Supplied records:
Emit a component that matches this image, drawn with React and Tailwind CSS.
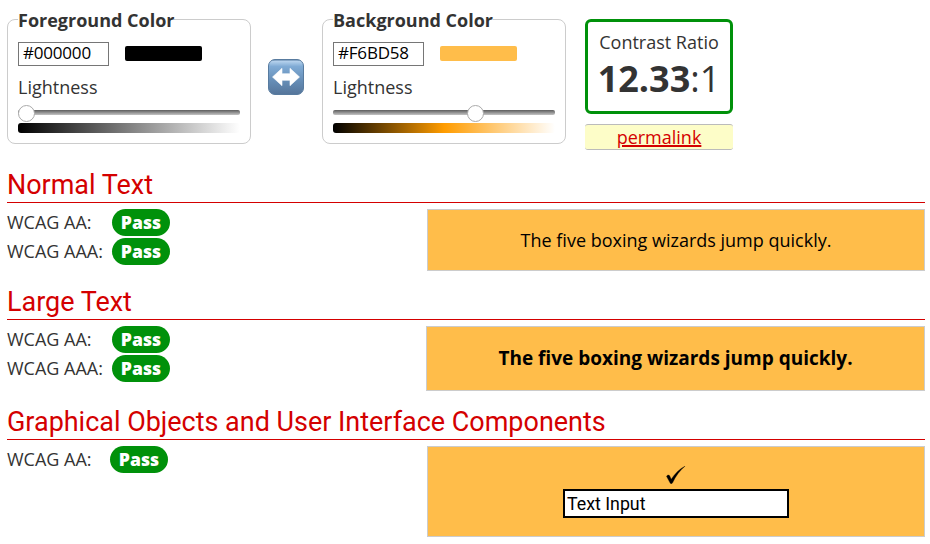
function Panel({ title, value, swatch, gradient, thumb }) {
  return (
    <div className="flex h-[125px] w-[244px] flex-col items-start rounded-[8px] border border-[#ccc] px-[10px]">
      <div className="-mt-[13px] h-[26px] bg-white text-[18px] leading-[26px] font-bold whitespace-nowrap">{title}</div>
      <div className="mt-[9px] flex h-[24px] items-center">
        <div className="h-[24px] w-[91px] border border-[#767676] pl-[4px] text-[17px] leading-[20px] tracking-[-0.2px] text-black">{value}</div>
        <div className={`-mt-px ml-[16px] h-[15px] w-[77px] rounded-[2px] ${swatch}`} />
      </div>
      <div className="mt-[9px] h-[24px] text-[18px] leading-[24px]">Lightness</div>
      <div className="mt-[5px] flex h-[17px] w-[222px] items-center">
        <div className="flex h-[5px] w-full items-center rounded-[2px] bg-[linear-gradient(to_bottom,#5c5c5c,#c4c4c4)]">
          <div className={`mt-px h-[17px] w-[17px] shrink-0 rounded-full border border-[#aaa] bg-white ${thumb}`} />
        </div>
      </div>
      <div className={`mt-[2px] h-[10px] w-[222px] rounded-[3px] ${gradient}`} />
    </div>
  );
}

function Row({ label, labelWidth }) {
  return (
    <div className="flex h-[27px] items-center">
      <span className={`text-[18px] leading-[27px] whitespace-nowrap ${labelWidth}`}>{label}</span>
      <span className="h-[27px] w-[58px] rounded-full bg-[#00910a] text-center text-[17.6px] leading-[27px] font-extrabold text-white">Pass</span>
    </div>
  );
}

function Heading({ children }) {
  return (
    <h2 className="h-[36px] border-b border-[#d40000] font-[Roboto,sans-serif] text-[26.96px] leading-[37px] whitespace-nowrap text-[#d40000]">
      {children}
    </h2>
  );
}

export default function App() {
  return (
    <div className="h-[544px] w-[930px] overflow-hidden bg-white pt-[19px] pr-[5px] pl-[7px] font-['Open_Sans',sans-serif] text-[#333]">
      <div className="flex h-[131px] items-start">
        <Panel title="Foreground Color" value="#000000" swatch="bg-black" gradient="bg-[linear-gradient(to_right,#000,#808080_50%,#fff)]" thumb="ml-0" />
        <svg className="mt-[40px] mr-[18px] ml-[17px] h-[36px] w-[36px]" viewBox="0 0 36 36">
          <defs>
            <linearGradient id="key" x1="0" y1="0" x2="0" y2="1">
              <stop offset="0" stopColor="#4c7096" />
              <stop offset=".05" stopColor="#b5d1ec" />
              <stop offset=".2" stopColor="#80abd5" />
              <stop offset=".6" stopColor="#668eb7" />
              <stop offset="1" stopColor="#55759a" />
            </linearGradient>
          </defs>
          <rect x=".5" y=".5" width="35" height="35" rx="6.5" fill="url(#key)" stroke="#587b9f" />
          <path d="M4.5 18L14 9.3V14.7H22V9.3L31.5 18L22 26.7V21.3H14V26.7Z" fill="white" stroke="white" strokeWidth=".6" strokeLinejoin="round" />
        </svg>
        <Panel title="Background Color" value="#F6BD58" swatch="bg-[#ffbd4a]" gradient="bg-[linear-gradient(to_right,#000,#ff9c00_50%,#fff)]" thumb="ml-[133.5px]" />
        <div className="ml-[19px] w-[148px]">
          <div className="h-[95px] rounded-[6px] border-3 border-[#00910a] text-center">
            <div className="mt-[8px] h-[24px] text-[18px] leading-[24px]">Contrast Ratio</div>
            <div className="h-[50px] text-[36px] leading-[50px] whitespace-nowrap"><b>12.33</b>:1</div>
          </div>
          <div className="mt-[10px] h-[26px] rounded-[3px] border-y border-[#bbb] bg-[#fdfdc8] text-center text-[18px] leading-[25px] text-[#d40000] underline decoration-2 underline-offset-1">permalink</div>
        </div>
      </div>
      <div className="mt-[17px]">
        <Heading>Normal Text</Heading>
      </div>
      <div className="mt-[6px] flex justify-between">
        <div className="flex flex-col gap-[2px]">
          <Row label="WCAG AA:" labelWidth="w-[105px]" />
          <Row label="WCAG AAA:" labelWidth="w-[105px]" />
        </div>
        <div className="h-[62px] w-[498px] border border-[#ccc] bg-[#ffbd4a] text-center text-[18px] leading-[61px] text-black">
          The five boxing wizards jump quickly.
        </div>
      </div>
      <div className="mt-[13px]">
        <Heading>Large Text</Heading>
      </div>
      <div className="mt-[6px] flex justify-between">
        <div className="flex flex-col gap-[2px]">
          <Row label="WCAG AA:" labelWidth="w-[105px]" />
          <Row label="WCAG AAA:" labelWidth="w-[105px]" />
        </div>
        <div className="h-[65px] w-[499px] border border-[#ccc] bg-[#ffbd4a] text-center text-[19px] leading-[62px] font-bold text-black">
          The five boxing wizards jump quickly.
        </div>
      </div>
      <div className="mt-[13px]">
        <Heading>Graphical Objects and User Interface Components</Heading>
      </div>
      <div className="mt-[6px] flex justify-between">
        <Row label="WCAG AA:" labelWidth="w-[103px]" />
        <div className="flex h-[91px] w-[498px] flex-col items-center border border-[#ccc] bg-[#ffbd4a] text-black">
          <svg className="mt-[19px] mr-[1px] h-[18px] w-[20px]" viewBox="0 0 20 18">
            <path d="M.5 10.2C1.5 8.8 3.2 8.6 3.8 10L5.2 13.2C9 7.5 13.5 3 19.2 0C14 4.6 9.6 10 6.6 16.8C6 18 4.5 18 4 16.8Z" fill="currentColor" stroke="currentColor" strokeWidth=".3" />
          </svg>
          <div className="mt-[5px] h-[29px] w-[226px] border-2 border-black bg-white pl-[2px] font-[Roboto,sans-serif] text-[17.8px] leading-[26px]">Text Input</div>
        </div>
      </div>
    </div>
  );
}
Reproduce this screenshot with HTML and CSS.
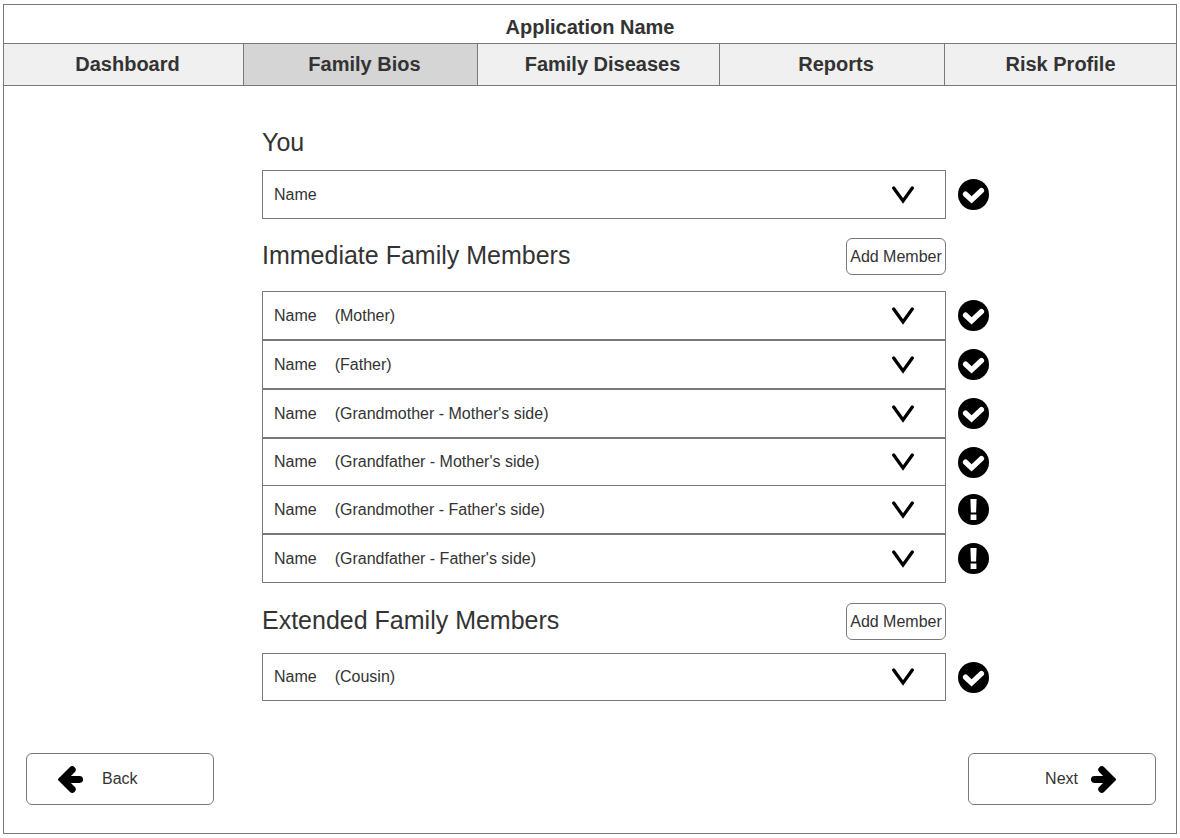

Problem to solve:
Write out the whole listing exactly, and drop the pictures.

Exercise response:
Emit a component that matches this image, drawn with React and Tailwind CSS.
function Panel({ title, value, swatch, gradient, thumb }) {
  return (
    <div className="flex h-[125px] w-[244px] flex-col items-start rounded-[8px] border border-[#ccc] px-[10px]">
      <div className="-mt-[13px] h-[26px] bg-white text-[18px] leading-[26px] font-bold whitespace-nowrap">{title}</div>
      <div className="mt-[9px] flex h-[24px] items-center">
        <div className="h-[24px] w-[91px] border border-[#767676] pl-[4px] text-[17px] leading-[20px] tracking-[-0.2px] text-black">{value}</div>
        <div className={`-mt-px ml-[16px] h-[15px] w-[77px] rounded-[2px] ${swatch}`} />
      </div>
      <div className="mt-[9px] h-[24px] text-[18px] leading-[24px]">Lightness</div>
      <div className="mt-[5px] flex h-[17px] w-[222px] items-center">
        <div className="flex h-[5px] w-full items-center rounded-[2px] bg-[linear-gradient(to_bottom,#5c5c5c,#c4c4c4)]">
          <div className={`mt-px h-[17px] w-[17px] shrink-0 rounded-full border border-[#aaa] bg-white ${thumb}`} />
        </div>
      </div>
      <div className={`mt-[2px] h-[10px] w-[222px] rounded-[3px] ${gradient}`} />
    </div>
  );
}

function Row({ label, labelWidth }) {
  return (
    <div className="flex h-[27px] items-center">
      <span className={`text-[18px] leading-[27px] whitespace-nowrap ${labelWidth}`}>{label}</span>
      <span className="h-[27px] w-[58px] rounded-full bg-[#00910a] text-center text-[17.6px] leading-[27px] font-extrabold text-white">Pass</span>
    </div>
  );
}

function Heading({ children }) {
  return (
    <h2 className="h-[36px] border-b border-[#d40000] font-[Roboto,sans-serif] text-[26.96px] leading-[37px] whitespace-nowrap text-[#d40000]">
      {children}
    </h2>
  );
}

export default function App() {
  return (
    <div className="h-[544px] w-[930px] overflow-hidden bg-white pt-[19px] pr-[5px] pl-[7px] font-['Open_Sans',sans-serif] text-[#333]">
      <div className="flex h-[131px] items-start">
        <Panel title="Foreground Color" value="#000000" swatch="bg-black" gradient="bg-[linear-gradient(to_right,#000,#808080_50%,#fff)]" thumb="ml-0" />
        <svg className="mt-[40px] mr-[18px] ml-[17px] h-[36px] w-[36px]" viewBox="0 0 36 36">
          <defs>
            <linearGradient id="key" x1="0" y1="0" x2="0" y2="1">
              <stop offset="0" stopColor="#4c7096" />
              <stop offset=".05" stopColor="#b5d1ec" />
              <stop offset=".2" stopColor="#80abd5" />
              <stop offset=".6" stopColor="#668eb7" />
              <stop offset="1" stopColor="#55759a" />
            </linearGradient>
          </defs>
          <rect x=".5" y=".5" width="35" height="35" rx="6.5" fill="url(#key)" stroke="#587b9f" />
          <path d="M4.5 18L14 9.3V14.7H22V9.3L31.5 18L22 26.7V21.3H14V26.7Z" fill="white" stroke="white" strokeWidth=".6" strokeLinejoin="round" />
        </svg>
        <Panel title="Background Color" value="#F6BD58" swatch="bg-[#ffbd4a]" gradient="bg-[linear-gradient(to_right,#000,#ff9c00_50%,#fff)]" thumb="ml-[133.5px]" />
        <div className="ml-[19px] w-[148px]">
          <div className="h-[95px] rounded-[6px] border-3 border-[#00910a] text-center">
            <div className="mt-[8px] h-[24px] text-[18px] leading-[24px]">Contrast Ratio</div>
            <div className="h-[50px] text-[36px] leading-[50px] whitespace-nowrap"><b>12.33</b>:1</div>
          </div>
          <div className="mt-[10px] h-[26px] rounded-[3px] border-y border-[#bbb] bg-[#fdfdc8] text-center text-[18px] leading-[25px] text-[#d40000] underline decoration-2 underline-offset-1">permalink</div>
        </div>
      </div>
      <div className="mt-[17px]">
        <Heading>Normal Text</Heading>
      </div>
      <div className="mt-[6px] flex justify-between">
        <div className="flex flex-col gap-[2px]">
          <Row label="WCAG AA:" labelWidth="w-[105px]" />
          <Row label="WCAG AAA:" labelWidth="w-[105px]" />
        </div>
        <div className="h-[62px] w-[498px] border border-[#ccc] bg-[#ffbd4a] text-center text-[18px] leading-[61px] text-black">
          The five boxing wizards jump quickly.
        </div>
      </div>
      <div className="mt-[13px]">
        <Heading>Large Text</Heading>
      </div>
      <div className="mt-[6px] flex justify-between">
        <div className="flex flex-col gap-[2px]">
          <Row label="WCAG AA:" labelWidth="w-[105px]" />
          <Row label="WCAG AAA:" labelWidth="w-[105px]" />
        </div>
        <div className="h-[65px] w-[499px] border border-[#ccc] bg-[#ffbd4a] text-center text-[19px] leading-[62px] font-bold text-black">
          The five boxing wizards jump quickly.
        </div>
      </div>
      <div className="mt-[13px]">
        <Heading>Graphical Objects and User Interface Components</Heading>
      </div>
      <div className="mt-[6px] flex justify-between">
        <Row label="WCAG AA:" labelWidth="w-[103px]" />
        <div className="flex h-[91px] w-[498px] flex-col items-center border border-[#ccc] bg-[#ffbd4a] text-black">
          <svg className="mt-[19px] mr-[1px] h-[18px] w-[20px]" viewBox="0 0 20 18">
            <path d="M.5 10.2C1.5 8.8 3.2 8.6 3.8 10L5.2 13.2C9 7.5 13.5 3 19.2 0C14 4.6 9.6 10 6.6 16.8C6 18 4.5 18 4 16.8Z" fill="currentColor" stroke="currentColor" strokeWidth=".3" />
          </svg>
          <div className="mt-[5px] h-[29px] w-[226px] border-2 border-black bg-white pl-[2px] font-[Roboto,sans-serif] text-[17.8px] leading-[26px]">Text Input</div>
        </div>
      </div>
    </div>
  );
}
Reproduce this screenshot with HTML and CSS.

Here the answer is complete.